[begin DATA EXTRACT]
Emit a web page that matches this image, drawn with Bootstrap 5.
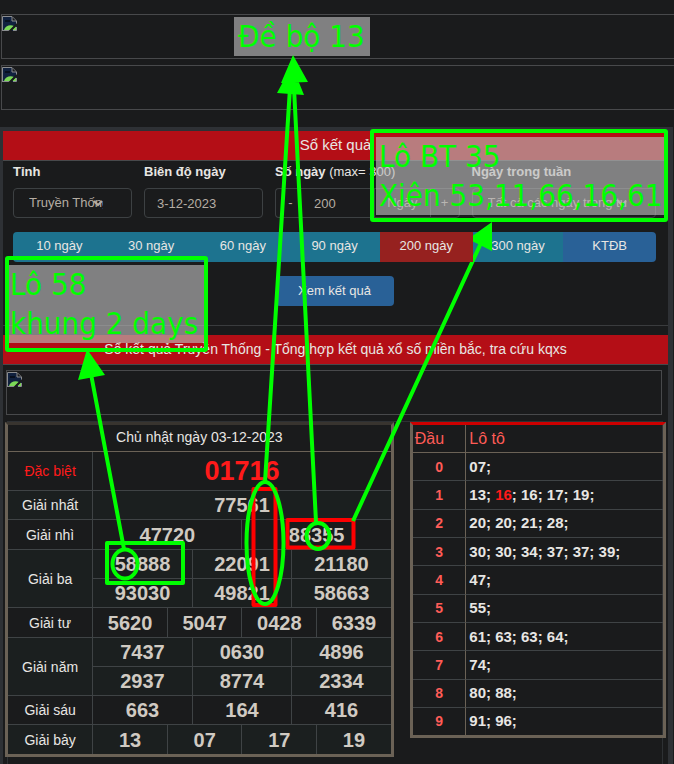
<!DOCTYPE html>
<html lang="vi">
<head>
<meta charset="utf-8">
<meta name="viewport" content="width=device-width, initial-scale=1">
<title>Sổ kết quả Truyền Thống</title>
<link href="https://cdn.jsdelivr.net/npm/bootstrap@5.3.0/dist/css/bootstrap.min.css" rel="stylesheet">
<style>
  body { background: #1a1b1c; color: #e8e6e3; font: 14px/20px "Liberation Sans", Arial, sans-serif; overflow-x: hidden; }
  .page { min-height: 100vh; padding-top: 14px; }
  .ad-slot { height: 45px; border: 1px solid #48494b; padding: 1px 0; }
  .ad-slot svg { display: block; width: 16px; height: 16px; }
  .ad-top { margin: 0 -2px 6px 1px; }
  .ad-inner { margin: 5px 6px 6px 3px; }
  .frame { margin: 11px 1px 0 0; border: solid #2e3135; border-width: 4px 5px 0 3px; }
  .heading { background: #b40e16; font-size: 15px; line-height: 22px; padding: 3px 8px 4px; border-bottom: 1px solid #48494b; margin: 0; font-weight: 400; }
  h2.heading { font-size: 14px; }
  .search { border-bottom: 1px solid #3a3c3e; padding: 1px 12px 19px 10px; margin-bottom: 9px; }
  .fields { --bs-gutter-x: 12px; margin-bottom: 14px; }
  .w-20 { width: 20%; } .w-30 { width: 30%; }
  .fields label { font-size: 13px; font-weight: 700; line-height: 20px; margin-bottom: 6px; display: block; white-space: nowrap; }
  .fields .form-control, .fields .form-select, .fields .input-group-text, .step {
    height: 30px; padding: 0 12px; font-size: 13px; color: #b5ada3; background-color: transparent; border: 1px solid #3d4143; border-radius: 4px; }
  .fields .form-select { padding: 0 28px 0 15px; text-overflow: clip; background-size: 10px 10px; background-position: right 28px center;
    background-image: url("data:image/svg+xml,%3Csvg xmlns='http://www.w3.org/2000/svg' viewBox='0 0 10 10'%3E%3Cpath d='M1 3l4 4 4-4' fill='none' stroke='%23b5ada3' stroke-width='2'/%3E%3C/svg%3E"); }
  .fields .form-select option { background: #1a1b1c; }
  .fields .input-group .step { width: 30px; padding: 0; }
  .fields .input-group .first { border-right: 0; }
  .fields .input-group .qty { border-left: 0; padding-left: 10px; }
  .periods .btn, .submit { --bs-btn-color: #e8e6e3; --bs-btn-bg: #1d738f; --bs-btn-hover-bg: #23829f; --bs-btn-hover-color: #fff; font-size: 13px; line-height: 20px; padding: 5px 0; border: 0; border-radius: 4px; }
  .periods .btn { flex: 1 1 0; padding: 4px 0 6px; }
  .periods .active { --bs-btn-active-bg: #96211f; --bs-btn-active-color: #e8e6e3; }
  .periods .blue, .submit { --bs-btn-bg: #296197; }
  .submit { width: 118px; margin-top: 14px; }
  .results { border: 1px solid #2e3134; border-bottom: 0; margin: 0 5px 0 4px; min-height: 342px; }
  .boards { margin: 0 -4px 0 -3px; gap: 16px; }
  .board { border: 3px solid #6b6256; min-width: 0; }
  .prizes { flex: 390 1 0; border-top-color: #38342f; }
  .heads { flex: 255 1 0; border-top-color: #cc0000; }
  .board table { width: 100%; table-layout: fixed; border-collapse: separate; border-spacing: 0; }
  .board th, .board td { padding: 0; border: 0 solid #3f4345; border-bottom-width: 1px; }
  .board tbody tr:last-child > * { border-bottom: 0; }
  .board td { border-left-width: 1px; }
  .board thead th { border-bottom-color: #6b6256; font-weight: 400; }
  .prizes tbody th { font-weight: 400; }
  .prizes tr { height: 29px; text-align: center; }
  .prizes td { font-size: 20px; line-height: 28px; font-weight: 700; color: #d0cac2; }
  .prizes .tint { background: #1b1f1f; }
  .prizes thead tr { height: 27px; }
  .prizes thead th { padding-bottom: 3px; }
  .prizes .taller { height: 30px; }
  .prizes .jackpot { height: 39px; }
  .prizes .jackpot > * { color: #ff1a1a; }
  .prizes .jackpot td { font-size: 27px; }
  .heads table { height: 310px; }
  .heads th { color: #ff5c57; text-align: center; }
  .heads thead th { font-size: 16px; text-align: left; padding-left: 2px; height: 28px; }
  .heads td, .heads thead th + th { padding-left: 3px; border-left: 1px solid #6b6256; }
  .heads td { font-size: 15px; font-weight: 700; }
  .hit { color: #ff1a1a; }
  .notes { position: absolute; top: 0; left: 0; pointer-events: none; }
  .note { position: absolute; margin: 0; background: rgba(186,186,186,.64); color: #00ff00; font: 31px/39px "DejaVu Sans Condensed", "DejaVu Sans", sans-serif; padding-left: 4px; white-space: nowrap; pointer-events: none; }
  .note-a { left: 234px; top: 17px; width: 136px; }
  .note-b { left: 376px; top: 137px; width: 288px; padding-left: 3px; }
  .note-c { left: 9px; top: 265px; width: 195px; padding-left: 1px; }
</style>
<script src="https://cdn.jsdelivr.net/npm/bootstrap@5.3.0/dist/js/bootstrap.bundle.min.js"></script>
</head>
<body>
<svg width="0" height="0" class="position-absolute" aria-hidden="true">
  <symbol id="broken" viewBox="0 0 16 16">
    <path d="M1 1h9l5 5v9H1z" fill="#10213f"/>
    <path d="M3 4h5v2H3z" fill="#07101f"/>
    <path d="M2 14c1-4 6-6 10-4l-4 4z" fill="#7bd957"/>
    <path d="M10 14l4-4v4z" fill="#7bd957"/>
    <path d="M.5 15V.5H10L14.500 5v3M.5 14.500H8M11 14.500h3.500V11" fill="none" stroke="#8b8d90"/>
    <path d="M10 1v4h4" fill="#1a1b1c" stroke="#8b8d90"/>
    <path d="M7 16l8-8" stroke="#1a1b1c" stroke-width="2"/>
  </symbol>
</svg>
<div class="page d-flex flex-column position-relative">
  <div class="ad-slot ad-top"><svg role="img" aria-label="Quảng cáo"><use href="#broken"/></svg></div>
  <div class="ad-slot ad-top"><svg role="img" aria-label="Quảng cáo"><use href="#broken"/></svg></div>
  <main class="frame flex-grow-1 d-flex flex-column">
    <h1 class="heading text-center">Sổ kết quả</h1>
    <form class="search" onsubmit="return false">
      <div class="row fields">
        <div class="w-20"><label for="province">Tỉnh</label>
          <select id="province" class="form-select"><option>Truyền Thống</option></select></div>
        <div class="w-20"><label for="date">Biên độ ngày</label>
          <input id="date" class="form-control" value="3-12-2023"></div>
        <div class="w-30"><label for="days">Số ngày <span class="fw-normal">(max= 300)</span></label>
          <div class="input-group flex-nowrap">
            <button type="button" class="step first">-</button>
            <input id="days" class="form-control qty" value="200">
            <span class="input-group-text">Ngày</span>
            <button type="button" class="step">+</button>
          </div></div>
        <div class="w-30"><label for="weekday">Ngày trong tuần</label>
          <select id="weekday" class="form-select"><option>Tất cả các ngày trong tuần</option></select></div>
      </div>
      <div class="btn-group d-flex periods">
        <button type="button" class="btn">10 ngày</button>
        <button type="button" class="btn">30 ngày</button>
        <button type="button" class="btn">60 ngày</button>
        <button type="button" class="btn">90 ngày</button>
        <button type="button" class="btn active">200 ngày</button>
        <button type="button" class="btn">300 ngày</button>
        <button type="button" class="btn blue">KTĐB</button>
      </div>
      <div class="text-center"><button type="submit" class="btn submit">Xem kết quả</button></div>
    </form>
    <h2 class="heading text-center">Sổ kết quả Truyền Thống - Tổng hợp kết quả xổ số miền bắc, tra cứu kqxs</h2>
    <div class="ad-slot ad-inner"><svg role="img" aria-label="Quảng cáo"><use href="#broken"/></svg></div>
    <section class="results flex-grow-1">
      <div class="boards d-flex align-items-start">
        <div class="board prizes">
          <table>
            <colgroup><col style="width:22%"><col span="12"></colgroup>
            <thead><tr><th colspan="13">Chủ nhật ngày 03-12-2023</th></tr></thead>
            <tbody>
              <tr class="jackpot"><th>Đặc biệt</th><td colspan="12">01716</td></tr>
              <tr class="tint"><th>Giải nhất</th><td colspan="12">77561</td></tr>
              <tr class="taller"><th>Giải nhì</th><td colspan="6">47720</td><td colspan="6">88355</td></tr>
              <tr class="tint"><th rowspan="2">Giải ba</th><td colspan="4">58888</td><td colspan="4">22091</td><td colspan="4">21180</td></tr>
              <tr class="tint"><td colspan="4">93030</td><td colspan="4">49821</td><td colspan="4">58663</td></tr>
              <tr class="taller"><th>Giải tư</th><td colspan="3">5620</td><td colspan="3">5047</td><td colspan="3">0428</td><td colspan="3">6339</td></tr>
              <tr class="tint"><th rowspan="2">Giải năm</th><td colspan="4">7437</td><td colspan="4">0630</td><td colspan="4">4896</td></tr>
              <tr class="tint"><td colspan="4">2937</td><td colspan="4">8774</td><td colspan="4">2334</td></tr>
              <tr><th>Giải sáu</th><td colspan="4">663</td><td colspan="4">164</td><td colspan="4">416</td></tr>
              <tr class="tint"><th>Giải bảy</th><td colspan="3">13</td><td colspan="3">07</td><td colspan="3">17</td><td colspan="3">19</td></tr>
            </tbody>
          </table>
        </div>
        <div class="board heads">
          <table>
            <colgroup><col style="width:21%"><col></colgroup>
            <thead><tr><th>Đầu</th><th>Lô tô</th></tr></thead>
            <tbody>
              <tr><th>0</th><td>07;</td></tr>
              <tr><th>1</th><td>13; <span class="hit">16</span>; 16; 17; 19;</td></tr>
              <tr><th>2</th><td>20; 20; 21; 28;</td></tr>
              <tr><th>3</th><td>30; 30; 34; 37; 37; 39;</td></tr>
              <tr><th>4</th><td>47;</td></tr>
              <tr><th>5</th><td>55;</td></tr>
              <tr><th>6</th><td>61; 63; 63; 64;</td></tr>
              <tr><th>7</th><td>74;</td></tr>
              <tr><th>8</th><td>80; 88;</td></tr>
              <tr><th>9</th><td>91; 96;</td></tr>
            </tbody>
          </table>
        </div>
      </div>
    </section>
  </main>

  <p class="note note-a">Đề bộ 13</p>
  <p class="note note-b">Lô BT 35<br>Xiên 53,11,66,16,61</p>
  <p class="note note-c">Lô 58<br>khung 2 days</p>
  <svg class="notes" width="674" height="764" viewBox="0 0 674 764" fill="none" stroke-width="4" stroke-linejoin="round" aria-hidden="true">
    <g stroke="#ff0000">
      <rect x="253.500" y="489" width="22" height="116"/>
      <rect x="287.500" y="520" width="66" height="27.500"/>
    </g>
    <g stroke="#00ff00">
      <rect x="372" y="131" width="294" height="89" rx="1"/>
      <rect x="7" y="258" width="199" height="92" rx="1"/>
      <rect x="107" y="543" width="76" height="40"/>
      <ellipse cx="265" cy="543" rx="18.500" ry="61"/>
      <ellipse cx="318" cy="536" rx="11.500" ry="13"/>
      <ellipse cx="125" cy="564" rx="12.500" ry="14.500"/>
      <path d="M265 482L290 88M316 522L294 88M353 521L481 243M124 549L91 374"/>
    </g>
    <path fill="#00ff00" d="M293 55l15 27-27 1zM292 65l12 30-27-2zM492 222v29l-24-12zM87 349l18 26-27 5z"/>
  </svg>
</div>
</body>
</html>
[end DATA EXTRACT]
[begin DATA EXTRACT]
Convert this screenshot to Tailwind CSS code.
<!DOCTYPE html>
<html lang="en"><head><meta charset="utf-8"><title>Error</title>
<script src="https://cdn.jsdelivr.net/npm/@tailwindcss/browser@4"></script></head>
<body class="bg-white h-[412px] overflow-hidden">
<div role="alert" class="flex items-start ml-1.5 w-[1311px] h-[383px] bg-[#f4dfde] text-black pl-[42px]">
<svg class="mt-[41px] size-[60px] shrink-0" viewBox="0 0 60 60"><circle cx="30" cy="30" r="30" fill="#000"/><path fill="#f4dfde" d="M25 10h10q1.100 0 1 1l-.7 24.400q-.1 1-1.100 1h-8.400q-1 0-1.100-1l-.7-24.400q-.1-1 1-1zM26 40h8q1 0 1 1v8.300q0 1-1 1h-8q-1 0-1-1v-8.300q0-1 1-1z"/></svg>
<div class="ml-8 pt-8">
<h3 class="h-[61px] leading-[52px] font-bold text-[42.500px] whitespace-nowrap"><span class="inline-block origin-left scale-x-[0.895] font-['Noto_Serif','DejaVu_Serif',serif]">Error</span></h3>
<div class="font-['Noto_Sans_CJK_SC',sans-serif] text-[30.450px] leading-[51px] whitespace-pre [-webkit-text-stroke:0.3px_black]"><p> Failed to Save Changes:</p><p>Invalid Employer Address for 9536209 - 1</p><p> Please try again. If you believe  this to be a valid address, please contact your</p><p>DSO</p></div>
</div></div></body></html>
[end DATA EXTRACT]
TASK DIRECTIONS: Find every line in the records that contains the word "page"; copy those lines.

EXPECTED ANSWER:
Emit a web page that matches this image, drawn with Bootstrap 5.
  .page { min-height: 100vh; padding-top: 14px; }
<div class="page d-flex flex-column position-relative">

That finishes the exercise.